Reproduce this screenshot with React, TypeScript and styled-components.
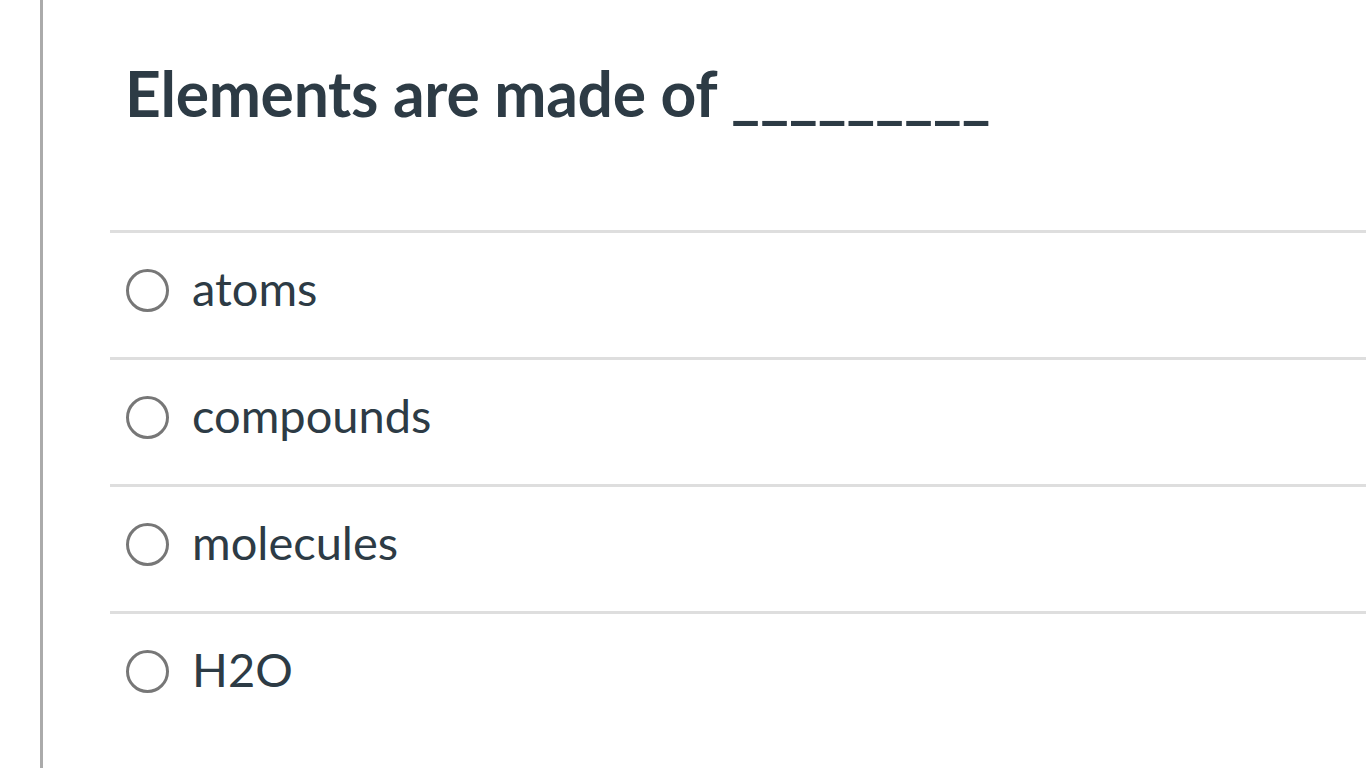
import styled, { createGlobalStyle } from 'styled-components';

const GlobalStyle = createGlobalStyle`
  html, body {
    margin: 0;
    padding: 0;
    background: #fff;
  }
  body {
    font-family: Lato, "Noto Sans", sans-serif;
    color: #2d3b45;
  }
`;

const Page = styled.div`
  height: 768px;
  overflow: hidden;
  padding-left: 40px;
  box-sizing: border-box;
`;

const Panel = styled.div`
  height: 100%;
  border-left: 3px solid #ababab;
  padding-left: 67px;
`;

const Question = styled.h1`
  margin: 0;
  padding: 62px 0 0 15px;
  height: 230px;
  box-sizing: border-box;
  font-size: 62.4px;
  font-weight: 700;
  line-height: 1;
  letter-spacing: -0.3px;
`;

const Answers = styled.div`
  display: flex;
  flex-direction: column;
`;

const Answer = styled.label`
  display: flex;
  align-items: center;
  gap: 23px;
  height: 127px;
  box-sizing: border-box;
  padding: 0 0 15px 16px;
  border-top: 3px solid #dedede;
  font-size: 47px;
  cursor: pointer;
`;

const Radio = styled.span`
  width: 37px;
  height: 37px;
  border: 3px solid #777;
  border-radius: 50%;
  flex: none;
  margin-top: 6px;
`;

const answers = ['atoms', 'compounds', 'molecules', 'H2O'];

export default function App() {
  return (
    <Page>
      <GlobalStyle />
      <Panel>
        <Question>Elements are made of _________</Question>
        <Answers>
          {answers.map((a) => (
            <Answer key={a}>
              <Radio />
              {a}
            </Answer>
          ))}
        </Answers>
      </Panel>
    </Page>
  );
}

* * * * *

## AIM:
Copy out all of the material exactly as written, without its pictures.

## WORKED ANSWER:
Reproduce this screenshot with React, TypeScript and styled-components.
import styled, { createGlobalStyle } from 'styled-components';

const GlobalStyle = createGlobalStyle`
  html, body {
    margin: 0;
    padding: 0;
    background: #fff;
  }
  body {
    font-family: Lato, "Noto Sans", sans-serif;
    color: #2d3b45;
  }
`;

const Page = styled.div`
  height: 768px;
  overflow: hidden;
  padding-left: 40px;
  box-sizing: border-box;
`;

const Panel = styled.div`
  height: 100%;
  border-left: 3px solid #ababab;
  padding-left: 67px;
`;

const Question = styled.h1`
  margin: 0;
  padding: 62px 0 0 15px;
  height: 230px;
  box-sizing: border-box;
  font-size: 62.4px;
  font-weight: 700;
  line-height: 1;
  letter-spacing: -0.3px;
`;

const Answers = styled.div`
  display: flex;
  flex-direction: column;
`;

const Answer = styled.label`
  display: flex;
  align-items: center;
  gap: 23px;
  height: 127px;
  box-sizing: border-box;
  padding: 0 0 15px 16px;
  border-top: 3px solid #dedede;
  font-size: 47px;
  cursor: pointer;
`;

const Radio = styled.span`
  width: 37px;
  height: 37px;
  border: 3px solid #777;
  border-radius: 50%;
  flex: none;
  margin-top: 6px;
`;

const answers = ['atoms', 'compounds', 'molecules', 'H2O'];

export default function App() {
  return (
    <Page>
      <GlobalStyle />
      <Panel>
        <Question>Elements are made of _________</Question>
        <Answers>
          {answers.map((a) => (
            <Answer key={a}>
              <Radio />
              {a}
            </Answer>
          ))}
        </Answers>
      </Panel>
    </Page>
  );
}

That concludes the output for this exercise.